For many years, the Dauphin Island Sea Lab (DISL) maintained a meteorological
station on the east end of the island, but hydrographic data has only been
available for the past few years at the Estuarium. This surface station on
the north side of the island was not considered representative of Mobile Bay,
but did allow an examination of the interaction of the bay with the Gulf of
Mexico. Over the past three years, the DISL and the Mobile Bay National
Estuary program (MBNEP) refurbished and added instrumentation to the Dauphin
Island site; increased the capability of the site at the Weeks Bay National
Estuarine Research Reserve; and just last year, established a station at the
north end of the Bay at Meaher Park.
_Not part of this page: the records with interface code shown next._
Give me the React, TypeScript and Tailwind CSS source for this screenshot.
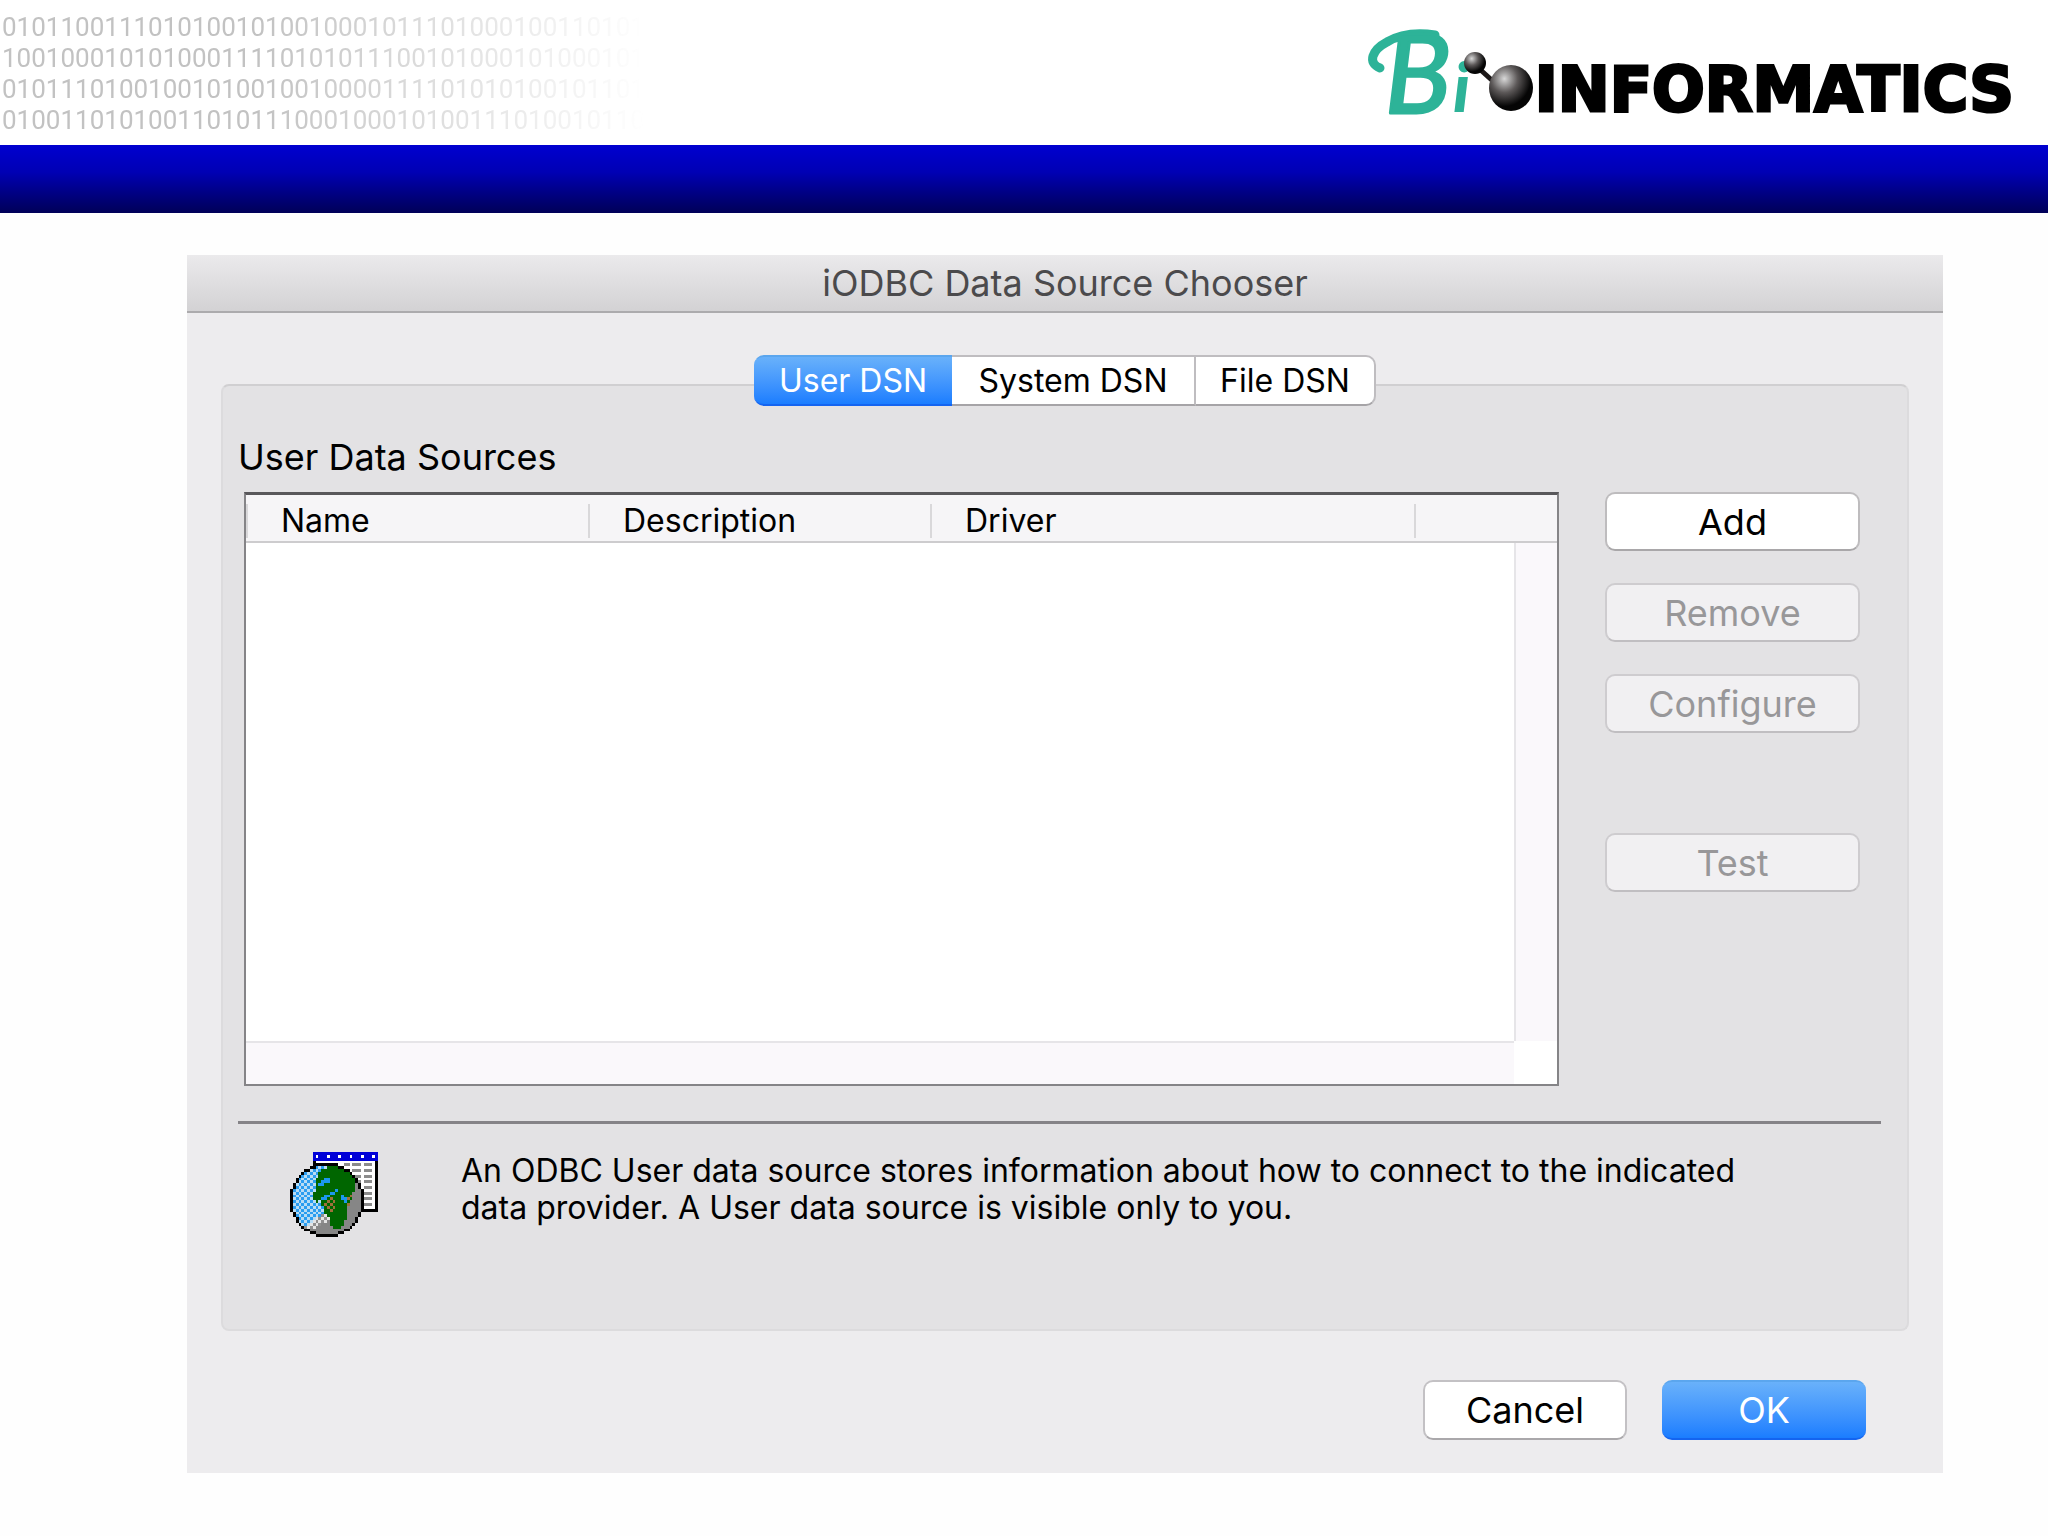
import { useState } from 'react'

const BINARY_ROWS = [
  '01011001110101001010010001011101000100110101',
  '10010001010100011110101011100101000101000101',
  '01011101001001010010010000111101010100101101',
  '01001101010011010111000100010100111010010110',
]

const TABS = [
  { id: 'user', label: 'User DSN', width: 'w-[198px]' },
  { id: 'system', label: 'System DSN', width: 'w-[244px]' },
  { id: 'file', label: 'File DSN', width: 'w-[180px]' },
]

// One character per pixel of the data source icon
const GLOBE_PIXELS = [
  '........bbbbbbbbbbbbbbbbbbbbbbb',
  '........bwbbbwbbbwbbbwbbbwbbbwb',
  '........bbbbbbbbbbbbbbbbbbbbbbb',
  '........kwwwwwwwwwwwwwwwwwwwwwk',
  '........kkkkkkkkkwwggwgggwgggwk',
  '.......kkssssGGGGkkwwwwwwwwwwwk',
  '.....kkssssGGGGGGGGkkwgggwgggwk',
  '....ksssssGGGGGGGGGGGkwwwwwwwwk',
  '...kssssssGGGGGGGGGGGGkggwgggwk',
  '..kssssssGGGaaGGGGGGGGGkwwwwwwk',
  '..kssssssGGaaaGGGGGGGGGkgwgggwk',
  '.ksssssssGaaGGGGGGGGGGGdkwwwwwk',
  '.ksssssssGGGGGGGGGGGGGGdkwgggwk',
  'kssssssssGGGGGGGaGGGGGGddkwwwwk',
  'ksssssssGGGGGGaaGGGGGGdddkgggwk',
  'ksssssssGGGGaaGGGGaGoodddkwwwwk',
  'ksssssssGGGaaoooGGaaoodddkgggwk',
  'kssssssssGsGooooGGGaoddddkwwwwk',
  'kssssssssssoooooGGGGoddddkgggwk',
  'ksssssssssssooooGGGGdddddkwwwwk',
  'ksssssssssssGooGGGGGdddddkkkkkk',
  '.kssssssssssGGGGGGGGddddk......',
  '.ksssssssssllGGGGGGGddddk......',
  '..ksssssslllllGGGGGGdddk.......',
  '..ksssssllllldGGGGGddddk.......',
  '...kssslllldddGGGGGdddk........',
  '....kllllddddddGGGdddk.........',
  '.....kkddddddddddddkk..........',
  '.......kkddddddddkk............',
  '.........kkkkkkkk..............',
]

const PIXEL_COLORS: Record<string, [string, string]> = {
  b: ['#0000d8', '#0000d8'],
  w: ['#ffffff', '#ffffff'],
  k: ['#000000', '#000000'],
  g: ['#8c8c8c', '#8c8c8c'],
  G: ['#006600', '#006600'],
  a: ['#1c98ee', '#1c98ee'],
  d: ['#868686', '#868686'],
  s: ['#2a9df0', '#b8dcf4'],
  o: ['#a0703c', '#006600'],
  l: ['#e4e4e4', '#909090'],
}

function DataSourceIcon() {
  return (
    <svg className="h-[85px] w-[88px] shrink-0" viewBox="0 0 31 30" preserveAspectRatio="none" shapeRendering="crispEdges" aria-hidden="true">
      {GLOBE_PIXELS.map((row, y) =>
        row.split('').map((c, x) =>
          c === '.' ? null : (
            <rect key={`${x}-${y}`} x={x} y={y} width={1} height={1} fill={PIXEL_COLORS[c][(x + y) % 2]} />
          )
        )
      )}
    </svg>
  )
}

function Logo() {
  return (
    <div className="flex items-end" role="img" aria-label="Bioinformatics">
      <svg className="h-[100px] w-[172px] shrink-0 overflow-visible" viewBox="0 0 172 100" aria-hidden="true">
        <defs>
          <radialGradient id="ball" cx="0.35" cy="0.3" r="0.6">
            <stop offset="0" stopColor="#d8d8d8" />
            <stop offset="0.5" stopColor="#5c5858" />
            <stop offset="1" stopColor="#050505" />
          </radialGradient>
        </defs>
        <path d="M17 49C4 44 9 31 24 23C36 16 52 13 72 16" fill="none" stroke="#2db398" strokeWidth="9" strokeLinecap="round" />
        <text x="22" y="94" className="font-[Lato,sans-serif] text-[110px] italic" fill="#2db398" stroke="#2db398" strokeWidth="3" strokeLinejoin="round">B</text>
        <text x="90" y="93" className="font-[Lato,sans-serif] text-[68px] font-black italic" fill="#2db398">i</text>
        <path d="M111 45L132 64" stroke="#1c1818" strokeWidth="5" />
        <ellipse cx="112" cy="44" rx="11" ry="11" fill="url(#ball)" />
        <ellipse cx="148" cy="69" rx="22" ry="23" fill="url(#ball)" />
      </svg>
      <span className="font-['DejaVu_Sans',sans-serif] text-[62px] leading-[58px] font-bold text-black [-webkit-text-stroke:3px_black]">
        INFORMATICS
      </span>
    </div>
  )
}

function SideButton({ label, disabled = false }: { label: string; disabled?: boolean }) {
  return (
    <button
      type="button"
      disabled={disabled}
      className="h-[59px] w-full rounded-[10px] border-2 border-[#bebcbe] border-b-[#a9a7a9] bg-white text-[36px] leading-[40px] text-black disabled:border-[#cecccf] disabled:border-b-[#c0bec1] disabled:bg-[#f1f0f2] disabled:text-[#989799]"
    >
      {label}
    </button>
  )
}

export default function App() {
  const [tab, setTab] = useState('user')

  return (
    <div className="min-h-screen bg-[#fefefe] pb-[63px] font-[Inter,'Liberation_Sans',sans-serif] text-black">
      <header>
        <div className="flex h-[145px] items-start justify-between bg-white pr-[34px]">
          <div
            className="pt-[12px] pl-[2px] font-[Roboto,sans-serif] text-[26px] leading-[31px] text-[#c2c2c2] [mask-image:linear-gradient(to_right,black_40%,transparent)]"
            aria-hidden="true"
          >
            {BINARY_ROWS.map((row) => (
              <p key={row}>{row}</p>
            ))}
          </div>
          <div className="pt-[19px]">
            <Logo />
          </div>
        </div>
        <div className="h-[68px] bg-linear-to-b from-[#0000d0] via-[#0000b4] via-40% to-[#000058]" />
      </header>

      <main className="mt-[42px] mr-[105px] ml-[187px] bg-[#edecee] pb-[33px]">
        <h1 className="h-[58px] border-b-2 border-[#acabad] bg-linear-to-b from-[#ebeaec] to-[#d3d2d4] text-center text-[36px] leading-[56px] text-[#4b4a4c]">
          iODBC Data Source Chooser
        </h1>

        <div className="px-[34px] pt-[42px]">
          <div className="relative -mb-[22px] flex h-[51px] justify-center" role="tablist">
            {TABS.map((t) => (
              <button
                key={t.id}
                type="button"
                role="tab"
                aria-selected={tab === t.id}
                onClick={() => setTab(t.id)}
                className={`${t.width} border-y-2 border-[#bfbdc0] border-b-[#a6a4a7] bg-white text-[32px] leading-[40px] not-first:border-r-2 first:rounded-l-[10px] last:rounded-r-[10px] aria-selected:border-t-[#5ba6ee] aria-selected:border-b-[#1464f0] aria-selected:bg-linear-to-b aria-selected:from-[#69b1fa] aria-selected:to-[#1a7dff] aria-selected:text-white`}
              >
                {t.label}
              </button>
            ))}
          </div>

          <section className="rounded-[8px] border-2 border-[#dcdbdd] border-t-[#d0cfd1] bg-[#e3e2e4] pt-[48px] pr-[26px] pb-[65px] pl-[15px]">
            <h2 className="text-[36px] leading-[46px]">User Data Sources</h2>

            <div className="mt-[12px] flex pr-[21px] pl-[6px]">
              <div className="flex h-[594px] flex-1 flex-col border-2 border-t-3 border-[#858487] border-t-[#59585b] bg-white">
                <table className="w-full table-fixed border-collapse text-left">
                  <thead>
                    <tr className="h-[47px] border-b-2 border-[#cdccce] bg-[#f6f5f7] text-[32px] leading-[34px]">
                      <th className="w-[344px] p-0 pt-[5px] font-normal">
                        <div className="border-r-2 border-l-2 border-[#d9d8da] pl-[33px]">Name</div>
                      </th>
                      <th className="w-[342px] p-0 pt-[5px] font-normal">
                        <div className="border-r-2 border-[#d9d8da] pl-[33px]">Description</div>
                      </th>
                      <th className="w-[484px] p-0 pt-[5px] font-normal">
                        <div className="border-r-2 border-[#d9d8da] pl-[33px]">Driver</div>
                      </th>
                      <td className="p-0" />
                    </tr>
                  </thead>
                </table>
                <div className="flex flex-1">
                  <div className="flex-1" />
                  <div className="w-[43px] border-l-2 border-[#e6e5e8] bg-[#faf8fb]" />
                </div>
                <div className="flex h-[43px]">
                  <div className="flex-1 border-t-2 border-[#e6e5e8] bg-[#faf8fb]" />
                  <div className="w-[43px]" />
                </div>
              </div>

              <div className="ml-[46px] flex w-[255px] flex-col gap-[32px]">
                <SideButton label="Add" />
                <SideButton label="Remove" disabled />
                <SideButton label="Configure" disabled />
                <div className="mt-[68px]">
                  <SideButton label="Test" disabled />
                </div>
              </div>
            </div>

            <hr className="mt-[35px] border-t-3 border-[#858387]" />

            <div className="mt-[28px] flex min-h-[112px] pl-[52px]">
              <DataSourceIcon />
              <p className="ml-[83px] max-w-[1330px] text-[32px] leading-[37px]">
                An ODBC User data source stores information about how to connect to the indicated data provider. A User data source is visible only to you.
              </p>
            </div>
          </section>

          <div className="mt-[49px] flex justify-end gap-[35px] pr-[43px]">
            <button type="button" className="h-[60px] w-[204px] rounded-[10px] border-2 border-[#c3c1c4] border-b-[#aaa8ab] bg-white text-[36px] leading-[40px]">
              Cancel
            </button>
            <button type="button" className="h-[60px] w-[204px] rounded-[10px] border-y-2 border-t-[#5ba6ee] border-b-[#1464f0] bg-linear-to-b from-[#69b1fa] to-[#1a7dff] text-[36px] leading-[40px] text-white">
              OK
            </button>
          </div>
        </div>
      </main>
    </div>
  )
}
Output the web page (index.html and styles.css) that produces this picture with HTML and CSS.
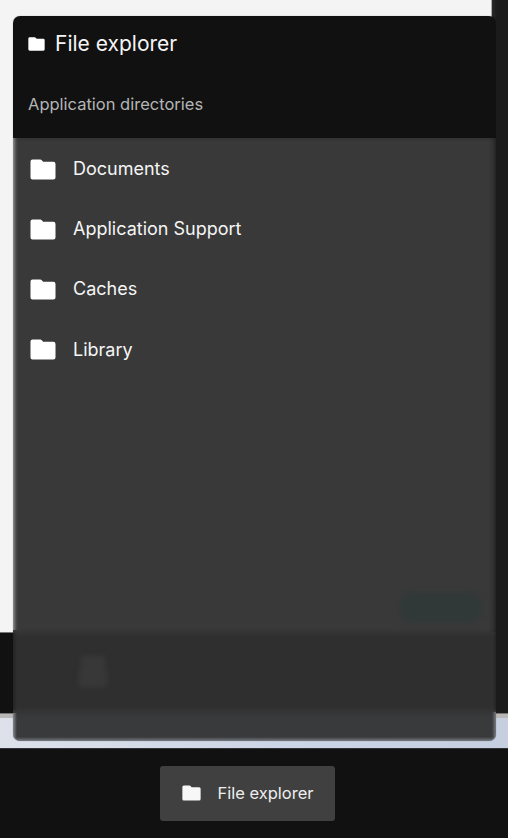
FILE: index.html
```
<!DOCTYPE html>
<html lang="en">
<head>
<meta charset="utf-8">
<title>File explorer</title>
<link rel="stylesheet" href="styles.css">
</head>
<body>
<svg class="defs" width="0" height="0">
  <symbol id="folder" viewBox="-.5 -.5 26 21" preserveAspectRatio="none">
    <path d="M2.1 0H9.6Q10.6 0 11.3.8L12.6 2.3H22.9Q25 2.3 25 4.4V17.9Q25 20 22.9 20H2.1Q0 20 0 17.9V2.1Q0 0 2.1 0Z"/>
  </symbol>
</svg>
<div class="desktop">
  <div class="wallpaper">
    <div class="backdrop">
      <div class="sheet"></div>
      <div class="side"></div>
    </div>
    <div class="ledge"></div>
  </div>
  <main class="window">
    <header class="window-header">
      <h1 class="title"><svg class="title-icon"><use href="#folder"/></svg><span>File explorer</span></h1>
      <p class="subtitle">Application directories</p>
    </header>
    <div class="window-body">
      <ul class="directories">
        <li><svg><use href="#folder"/></svg><span>Documents</span></li>
        <li><svg><use href="#folder"/></svg><span>Application Support</span></li>
        <li><svg><use href="#folder"/></svg><span>Caches</span></li>
        <li><svg><use href="#folder"/></svg><span>Library</span></li>
      </ul>
      <div class="ghost-button"></div>
      <div class="ghost-icon"><i></i><i></i></div>
    </div>
  </main>
  <footer class="taskbar">
    <button class="task"><svg><use href="#folder"/></svg><span>File explorer</span></button>
  </footer>
</div>
</body>
</html>
```
FILE: styles.css
```
* { box-sizing: border-box; }
body { margin: 0; font-family: Inter, "Liberation Sans", sans-serif; }
h1, p, ul { margin: 0; padding: 0; font-weight: 400; }
svg { display: block; fill: #fff; flex: none; overflow: visible; }
.defs { position: absolute; }
.desktop {
  position: relative;
  display: flex;
  flex-direction: column;
  height: 838px;
  overflow: hidden;
  background: #111;
}
.wallpaper {
  height: 749px;
  background: linear-gradient(90deg, #dce1ea, #ccd5e5 55%, #c6cfdf);
  border-bottom: 1px solid #303237;
}
.backdrop { display: flex; height: 713px; background: #111; }
.sheet {
  width: 492px;
  height: 633px;
  background: #f4f4f4;
  border-right: 1px solid #aaa;
  border-bottom: 1px solid #777;
}
.side { flex: 1; background: linear-gradient(90deg, #292929, #1b1b1b 5px); }
.ledge { height: 5px; background: #b9b7b5; border-top: 1px solid #777; }

.window {
  position: absolute;
  left: 13px;
  top: 16px;
  width: 483px;
  height: 725px;
  display: flex;
  flex-direction: column;
  border-radius: 7px;
  overflow: hidden;
  box-shadow: 0 0 1px rgba(0, 0, 0, .45);
}
.window-header { height: 122px; background: #111; color: #f5f5f5; padding: 13px 15px 0; }
.title { display: flex; align-items: center; height: 30px; gap: 10px; font-size: 21px; line-height: 30px; }
.title-icon { width: 17px; height: 14px; margin: 0; }
.subtitle { margin-top: 33px; font-size: 16.5px; line-height: 24px; color: #b5b5b5; }
.window-body {
  position: relative;
  flex: 1;
  background: linear-gradient(#333, #393939 4px, #393939 490px, #2f2f2f 499px, #2f2f2f 568px, #393a3b 580px, #393a3b);
}
.window-body::before,
.window-body::after {
  content: "";
  position: absolute;
  inset: 0;
}
.window-body::before {
  background:
    linear-gradient(90deg, rgba(244, 244, 244, .45), rgba(244, 244, 244, .1) 3px, transparent 5px) left top / 6px 492px no-repeat,
    linear-gradient(90deg, rgba(17, 17, 17, .4), transparent 4px) left 495px / 5px 77px no-repeat,
    linear-gradient(90deg, rgba(220, 226, 235, .45), transparent 4px) left 575px / 5px 28px no-repeat;
}
.window-body::after {
  background:
    linear-gradient(270deg, rgba(17, 17, 17, .55), rgba(17, 17, 17, .2) 3px, transparent 7px) right top / 8px 494px no-repeat,
    linear-gradient(270deg, rgba(17, 17, 17, .4), transparent 3px) right 494px / 4px 78px no-repeat,
    linear-gradient(270deg, rgba(210, 218, 232, .4), transparent 4px) right 574px / 4px 29px no-repeat,
    linear-gradient(0deg, rgba(210, 218, 232, .4), transparent 4px) left bottom / 100% 4px no-repeat;
}
.directories { list-style: none; padding: 1px 0 0 17px; }
.directories li { display: flex; align-items: center; gap: 17px; height: 60.2px; color: #f5f5f5; font-size: 18px; line-height: 28px; }
.directories svg { width: 26px; height: 21px; }
.ghost-button {
  position: absolute;
  left: 387px;
  top: 455px;
  width: 81px;
  height: 29px;
  border-radius: 12px;
  background: #303938;
  filter: blur(3px);
}
.ghost-icon {
  position: absolute;
  left: 66px;
  top: 518px;
  width: 28px;
  filter: blur(2.5px);
}
.ghost-icon i { display: block; width: 24px; height: 15px; margin: 0 auto; background: #383838; }
.ghost-icon i + i { width: 28px; height: 16px; }
.taskbar { display: flex; justify-content: center; align-items: flex-start; height: 89px; padding: 17px 13px 0 0; background: #111; }
.task {
  display: flex;
  align-items: center;
  width: 175px;
  height: 55px;
  padding: 0 0 1px 22px;
  gap: 16.5px;
  border: 0;
  border-radius: 3px;
  background: #404040;
  color: #eee;
  font: 16.5px/24px Inter, "Liberation Sans", sans-serif;
}
.task svg { width: 19px; height: 16px; fill: #f7f7f7; }
```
These actions were accomplished using
funds from the Coastal Impact Assistance program and the MBNEP.

Alone, these three sites provide a north-south examination of Bay hydrography.
But it is with the addition of the 3-dimensional station at Middle Bay Light
that the system has become truly valuable to both the technical community and
the general public! The Lighthouse Association has provided

-more-
access to the facility, while the Oyster Program at the University of South
Alabama purchased the instrumentation necessary to provide a vertical
assessment of the water column near the center of the Bay. The salinity
distribution throughout the Bay is a key factor in the success of the oyster
population.

The Coastal Program of the Lands Division of ADCNR provided funding to the Sea
Lab for initial construction and maintenance of the site for the first year.
The Coastal Program is committed to assisting the State in meeting its
obligations under the coastal non-point source pollution program and impacts
within the Bay are major management concerns.

This aquatic network is complemented by researchers at the Coastal Weather
Research Center at the University of South Alabama (USA) who have received
grants from National Science Foundation (NSF) and Senator Richard Shelby to
install meteorological observation sites in the Mobile Bay area. The
meteorological instruments on the Middle Bay Light site were funded through
the NSF grant. The USA project forms part of a larger scale nation-wide effort
to increase weather data availability for forecasting, research, and
education. The National Weather Service (NWS) is updating their network of
volunteer weather observers (known as cooperative observers) by means of their
Coop Modernization Program. In order to gain maximum benefit from these
efforts, the data need to be shared and accessible to all interested parties.
To achieve this goal, National Oceanic and Atmospheric Administration's (NOAA)
Forecast Systems Laboratory (FSL) have put together the Meteorological
Assimilation Data Ingest System, or MADIS. This central database collects data
from a wide variety of sources and automatically streams data to NWS forecast
offices to be included in real-time weather prediction. In addition, data are
archived and accessible in a uniform format to researchers and educators from
various disciplines and backgrounds. Meteorological and aquatic data can also
be made available to the National Center for Environmental Prediction (NCEP)
for assimilation into real-time weather forecast models.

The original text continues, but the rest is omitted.